Usually when you arrive at a scene you have a pretty good idea of the landscape features in store. There’s El Capitan, or the Wanaka Willow tree, or Deer Creek Fall, or any number of stationary landscape icons photographers flock to—your job is simply to find the best way to render this permanent beauty. To further assist the process, you can probably even tap your memory, mentally recalling hundreds (thousands?) of prior images taken by others visiting this very spot. Photographing these locations isn’t necessarily easy, but it’s usually relatively straightforward.
On the other end of the spectrum are those scenes that surprise you every time, scenes so changeable they require eyes-on to figure out what’s going on this time before making your plan for photographing it.
That’s the way I feel every time I visit Diamond Beach in Iceland (Breiðamerkursandur for short). The first time I photographed here I was completely dazzled by the collection of jewel-like ice chunks embedded in jet black sand and continuously rearranged by churning surf. Some of these sparkling jewels were as large as cars, others were no bigger than small shards of glass.
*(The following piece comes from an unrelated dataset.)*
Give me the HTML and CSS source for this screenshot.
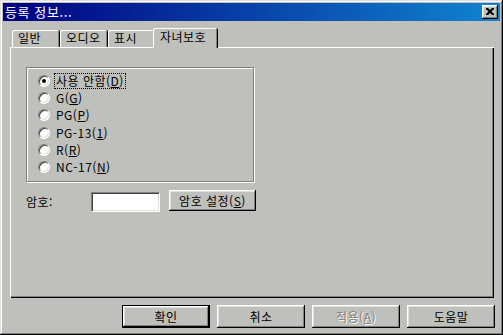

Having previously viewed many Diamond Beach images, most with some version of motion-blurred waves sweeping around an ice chunk (or chunks), I immediately set out to attempt my own version of those tried-and-true standards. Easier said than done.
It turns out the moving water also moves the ices, so finding the shutter speed fast enough to anchor the ice yet long enough to blur the water, then timing the shutter click for the ideal water blur with the least ice blur is a real challenge. Worse still, you’re trying to do all this while keeping a vigilant eye on the frigid (and aggressive) North Atlantic surf. Between the shifting ice and constant assaults from waves, it’s nearly impossible to stay in one location long enough to really work a shot the way I like to.
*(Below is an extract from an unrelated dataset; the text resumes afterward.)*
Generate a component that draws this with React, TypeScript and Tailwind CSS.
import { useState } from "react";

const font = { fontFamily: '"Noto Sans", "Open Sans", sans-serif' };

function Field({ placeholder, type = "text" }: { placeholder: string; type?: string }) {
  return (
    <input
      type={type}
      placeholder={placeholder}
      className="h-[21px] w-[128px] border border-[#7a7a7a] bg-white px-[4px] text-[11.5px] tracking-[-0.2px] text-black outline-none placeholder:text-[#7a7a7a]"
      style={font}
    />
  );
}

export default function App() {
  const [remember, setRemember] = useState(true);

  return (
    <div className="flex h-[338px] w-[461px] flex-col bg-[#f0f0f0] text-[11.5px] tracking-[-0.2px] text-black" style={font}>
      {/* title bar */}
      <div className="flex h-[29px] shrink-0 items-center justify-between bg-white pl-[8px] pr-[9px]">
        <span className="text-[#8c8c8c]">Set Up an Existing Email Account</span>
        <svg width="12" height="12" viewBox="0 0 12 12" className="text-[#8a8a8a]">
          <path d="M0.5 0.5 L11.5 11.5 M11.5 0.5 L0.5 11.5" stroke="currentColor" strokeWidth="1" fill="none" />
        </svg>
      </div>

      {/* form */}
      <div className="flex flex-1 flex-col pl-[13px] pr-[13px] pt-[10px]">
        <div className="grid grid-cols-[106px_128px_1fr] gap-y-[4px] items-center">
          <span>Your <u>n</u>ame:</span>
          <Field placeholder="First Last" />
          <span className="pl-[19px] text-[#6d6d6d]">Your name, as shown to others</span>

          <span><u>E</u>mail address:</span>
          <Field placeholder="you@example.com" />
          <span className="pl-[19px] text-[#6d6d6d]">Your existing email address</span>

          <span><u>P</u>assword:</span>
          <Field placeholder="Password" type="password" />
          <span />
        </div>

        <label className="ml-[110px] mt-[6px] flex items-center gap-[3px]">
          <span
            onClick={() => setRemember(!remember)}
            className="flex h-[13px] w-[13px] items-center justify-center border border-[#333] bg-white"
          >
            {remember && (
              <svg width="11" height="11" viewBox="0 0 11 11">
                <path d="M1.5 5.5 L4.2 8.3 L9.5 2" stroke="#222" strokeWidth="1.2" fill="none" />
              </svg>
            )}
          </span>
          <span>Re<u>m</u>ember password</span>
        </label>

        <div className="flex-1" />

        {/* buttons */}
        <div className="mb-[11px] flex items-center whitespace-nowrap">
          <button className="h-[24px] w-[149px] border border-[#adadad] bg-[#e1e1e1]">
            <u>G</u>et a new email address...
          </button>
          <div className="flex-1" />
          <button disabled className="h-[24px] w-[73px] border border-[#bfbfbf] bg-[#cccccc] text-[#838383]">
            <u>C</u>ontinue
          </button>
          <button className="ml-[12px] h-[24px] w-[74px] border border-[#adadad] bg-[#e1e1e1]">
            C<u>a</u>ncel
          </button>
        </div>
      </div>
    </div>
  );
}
Don Smith and I do at least one Iceland workshop each winter, so the following year, armed with this wealth of prior knowledge, I returned with a plan—only to be quickly reminded that Nature hates plans. And with each visit in subsequent years I’ve come to learn that no two Diamond Beach experiences are the same, varying tremendously with the tide, surf, and (a recent insight) amount of ice on the beach.
Last year the surf was so extreme that no one in our workshop group even ventured onto the beach, remaining content instead with more distant (longer focal length) captures from atop the rise just above the beach. So imagine the surprise when, despite our extreme caution, 3 people in the group were knocked down and drenched by a rogue wave that defied our most dire expectations, charging up the beach and onto our “safe” perch faster than they could retreat.
This year Don and I did two Iceland workshops and again encountered something new at Diamond Beach: (virtually) no ice. We learned that extreme cold had prevented calving from nearby Vatnajökull Glacier and rendered Glacier Lagoon unphotographable for our first group. Fortunately, at nearby Diamond Beach that group found a smattering of ice, just enough to photograph.
Our second group got more ice in Glacier Lagoon—not a lot, but enough to enjoy a couple of nice shoots there—but no ice actually on Diamond Beach. After first deciding Diamond Beach would be a complete swing and miss, Albert Dros (our group’s Iceland guide) and I explored and found a handful of microwave-size and smaller ice cubes high and dry on the platform above the beach (deposited I suspect by extreme surf at high tide).
While the group filed out of the bus and bundled up against a light rain, Albert and I picked up several of the larger (surprisingly heavy) ice chunks and relocated them into the surf so they could at least get their classic Diamond Beach blurred surf images. It actually worked out surprisingly well and we ended up shooting there for more than an hour, until the rain picked up and drove us back to the bus.
I guess the lesson here is the need for resourcefulness, and the importance of adjusting to the conditions you’re dealt rather than trying to force something that isn’t there, or simply throwing up your hands and moving on.
The image I share today came from the first workshop, when there was a little ice on the beach, but still less than I’d ever seen. We came for sunrise and arrived early enough to be the first on the beach. Everyone quickly spread out, some staying relatively close to the bus where there was a good assortment of surf-swept smaller ice. A few of us wandered more than a 1/3 mile down the beach where we saw a little less ice, but also a couple of larger chunks dancing in the surf.
I attempted find compositions that juxtaposed nearby smaller ice with the two larger chunks, but because this big ice was actually in the surf, all the relationships changed with each wave—not exactly the way I like to shoot.
After more than an hour of this the sun finally appeared, and I took the opportunity to work on sunstar images in the couple of minutes it took to rise between the lower and upper layer of clouds. Challenged by the constantly shifting ice and always moving surf, I still managed to get a dozen or so images before the sun rose out of view.